Third quarter 2016 commentary

24 Oct 2016

By Shadforth Financial Group

RBA cuts the cash rate again
The Reserve Bank of Australia (RBA) cut the official cash rate by 25 basis points to 1.50 per cent in the September quarter. The rate cut was widely anticipated and thus shrugged off by equity markets and the Australian dollar, which hit over US77c during the quarter. Consumer price index data was an important catalyst for the rate cut, with June quarter headline inflation recording 0.4 per cent in the three months through June and the annual rate falling to 1.0 per cent, well below the RBA’s target of two to three per cent. The big four banks upset consumers by only passing on part of the 25 basis point rate cut. Commonwealth Bank reduced its standard variable mortgage rate by 13 basis points, National Australia Bank by 10 basis points, ANZ by 12 basis points and Westpac by 14 basis points. However, the big banks surprised the market by increasing term deposit rates by between 50-85 basis points, which will make them more competitive against the smaller players more reliant on the deposit market.

Japan’s failed attempt at reaching two per cent inflation
The Bank of Japan (BOJ) brought into focus the challenge central banks face reviving growth and inflation despite the use of quantitative easing and, in Japan’s case, negative interest rates. Inflation in Japan recorded -0.4 per cent in July, nowhere near the target of two per cent. As a consequence, the BOJ has announced an innovative approach to reaching its inflation target. The BOJ is moving from focusing on quantity under its quantitative easing program to yield curve targeting. The focus will be on steepening the yield curve by buying more short dated bonds rather than long dated bonds in order to anchor 10-year government bond yields at around zero per cent. This approach should positively impact bank profitability since banks borrow short term and lend long term, as well as insurance companies and pension funds buying longer dated bonds.

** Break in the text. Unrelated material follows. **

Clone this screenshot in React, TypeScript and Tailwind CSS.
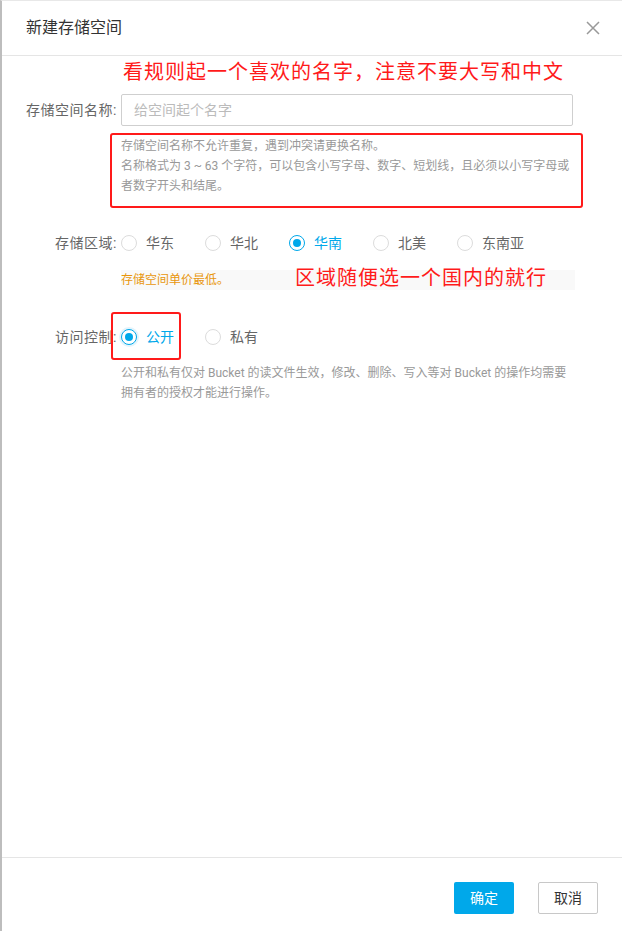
import React from "react";

const regions = ["华东", "华北", "华南", "北美", "东南亚"];

function Radio({
  label,
  checked,
  halo,
}: {
  label: string;
  checked?: boolean;
  halo?: boolean;
}) {
  return (
    <div className="flex w-[84px] items-center">
      <span
        className={
          checked
            ? "flex h-[16px] w-[16px] items-center justify-center rounded-full border border-[#00a8ea] bg-white"
            : "h-[16px] w-[16px] rounded-full border border-[#dcdcdc] bg-white"
        }
        style={halo ? { boxShadow: "0 0 0 2px #e3f4fc" } : undefined}
      >
        {checked && <span className="h-[8px] w-[8px] rounded-full bg-[#00a8ea]" />}
      </span>
      <span
        className={
          checked
            ? "ml-[9px] text-[14px] leading-[20px] text-[#00a8ea]"
            : "ml-[9px] text-[14px] leading-[20px] text-[#666]"
        }
      >
        {label}
      </span>
    </div>
  );
}

export default function App() {
  return (
    <div className="flex h-[931px] w-[622px] flex-col border-l-2 border-t border-l-[#bdbdbd] border-t-[#e8e8e8] bg-white font-['Roboto','Noto_Sans_CJK_SC',sans-serif]">
      {/* header */}
      <div className="flex h-[55px] shrink-0 items-center justify-between border-b border-[#e5e5e5] pl-[24px] pr-[22px]">
        <span className="text-[16px] text-[#333]">新建存储空间</span>
        <svg width="14" height="14" viewBox="0 0 14 14" className="mt-[-1px]">
          <path d="M1 1L13 13M13 1L1 13" stroke="#999" strokeWidth="1.5" fill="none" />
        </svg>
      </div>

      {/* body */}
      <div className="flex-1">
        <div className="ml-[121px] mt-[2px] text-[20px] leading-[28px] tracking-[1px] text-[#ff1a1a]">
          看规则起一个喜欢的名字，注意不要大写和中文
        </div>

        <div className="mt-[8px] flex items-center">
          <label className="w-[115px] text-right text-[14px] tracking-[0.5px] text-[#666]">存储空间名称:</label>
          <div className="ml-[4px] flex h-[32px] w-[452px] items-center rounded-[2px] border border-[#cfcfcf] pl-[12px] text-[14px] text-[#bbb]">
            给空间起个名字
          </div>
        </div>

        <div className="ml-[108px] mt-[7px] w-[473px] rounded-[3px] border-2 border-[#ff1a1a] pb-[10px] pl-[9px] pt-[1px] text-[12px] leading-[20px] text-[#999]">
          <div>存储空间名称不允许重复，遇到冲突请更换名称。</div>
          <div>名称格式为 3 ~ 63 个字符，可以包含小写字母、数字、短划线，且必须以小写字母或</div>
          <div>者数字开头和结尾。</div>
        </div>

        <div className="mt-[25px] flex items-center">
          <label className="w-[115px] text-right text-[14px] leading-[20px] tracking-[0.5px] text-[#666]">存储区域:</label>
          <div className="ml-[4px] flex">
            {regions.map((r) => (
              <Radio key={r} label={r} checked={r === "华南"} />
            ))}
          </div>
        </div>

        <div className="ml-[119px] mt-[17px] flex h-[20px] w-[454px] items-center bg-[#f9f9f9]">
          <span className="w-[174px] text-[12px] text-[#e8960c]">存储空间单价最低。</span>
          <span className="mt-[-4px] text-[20px] leading-[20px] tracking-[1px] text-[#ff1a1a]">区域随便选一个国内的就行</span>
        </div>

        <div className="relative mt-[37px] flex items-center">
          <label className="w-[115px] text-right text-[14px] leading-[20px] tracking-[0.5px] text-[#666]">访问控制:</label>
          <div className="ml-[4px] flex">
            <Radio label="公开" checked halo />
            <Radio label="私有" />
          </div>
          <div className="absolute left-[109px] top-[-15px] h-[48px] w-[70px] rounded-[3px] border-2 border-[#ff1a1a]" />
        </div>

        <div className="ml-[119px] mt-[16px] text-[12px] leading-[20px] text-[#999]">
          <div>公开和私有仅对 Bucket 的读文件生效，修改、删除、写入等对 Bucket 的操作均需要</div>
          <div>拥有者的授权才能进行操作。</div>
        </div>
      </div>

      {/* footer */}
      <div className="flex h-[74px] shrink-0 justify-end gap-[24px] border-t border-[#e5e5e5] pr-[24px] pt-[24px]">
        <button className="h-[32px] w-[60px] rounded-[2px] bg-[#00a8ea] text-[14px] text-white">确定</button>
        <button className="h-[32px] w-[60px] rounded-[2px] border border-[#c8c8c8] bg-white text-[14px] text-[#333]">取消</button>
      </div>
    </div>
  );
}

Monetary policy divergence continues to be diluted
The U.S. Federal Reserve (U.S. Fed) went another quarter without raising interest rates, but was at times more cautious in its press releases in an attempt to restore some credibility with the market. The world’s central bankers descended on Jackson Hole, Wyoming in August for their annual economic symposium, this year titled ‘Designing Resilient Monetary Policy Frameworks for the Future’. However, markets were more focused on Janet Yellen’s speech for guidance on future U.S. interest rate hikes and she delivered, indicating that ‘the case for an increase in the federal funds rate has strengthened in recent months’. This sent the probability of a September rate hike soaring to 52 per cent, but the U.S. Fed maintained the federal funds rate in the target range of 0.25-0.50 per cent due to mixed labour market data and inflation continuing to run well below the target of two per cent. This helped U.S. equities hit an all-time high, with the S&P 500 climbing to just below 2,200 points. Federal Reserve members were divided in the meeting though, with three of the ten voting members preferring an immediate 25 basis point hike, adding to our view that the U.S. Fed is on track for monetary policy tightening in December.

OPEC – Close to reaching a deal on a crude oil production cut?
The price of crude oil soared to just below US$48 in September after OPEC surprised the market, indicating that a production cut is necessary to lift prices. OPEC proposed a cut to 32.5-33 million barrels a day, a reduction of up to 700 thousand barrels a day on August production levels. This sent crude oil soaring five per cent despite indications that output quotas won’t be finalised until the official OPEC meeting in November. We remain sceptical of the market reaction because a formal agreement has not yet been reached, only a thought out market announcement that keeps the carrot in front of the donkey. It is, however, a move in the right direction for OPEC, and one that is needed for countries like Saudi Arabia whose fiscal deficit is 13.5 per cent of GDP.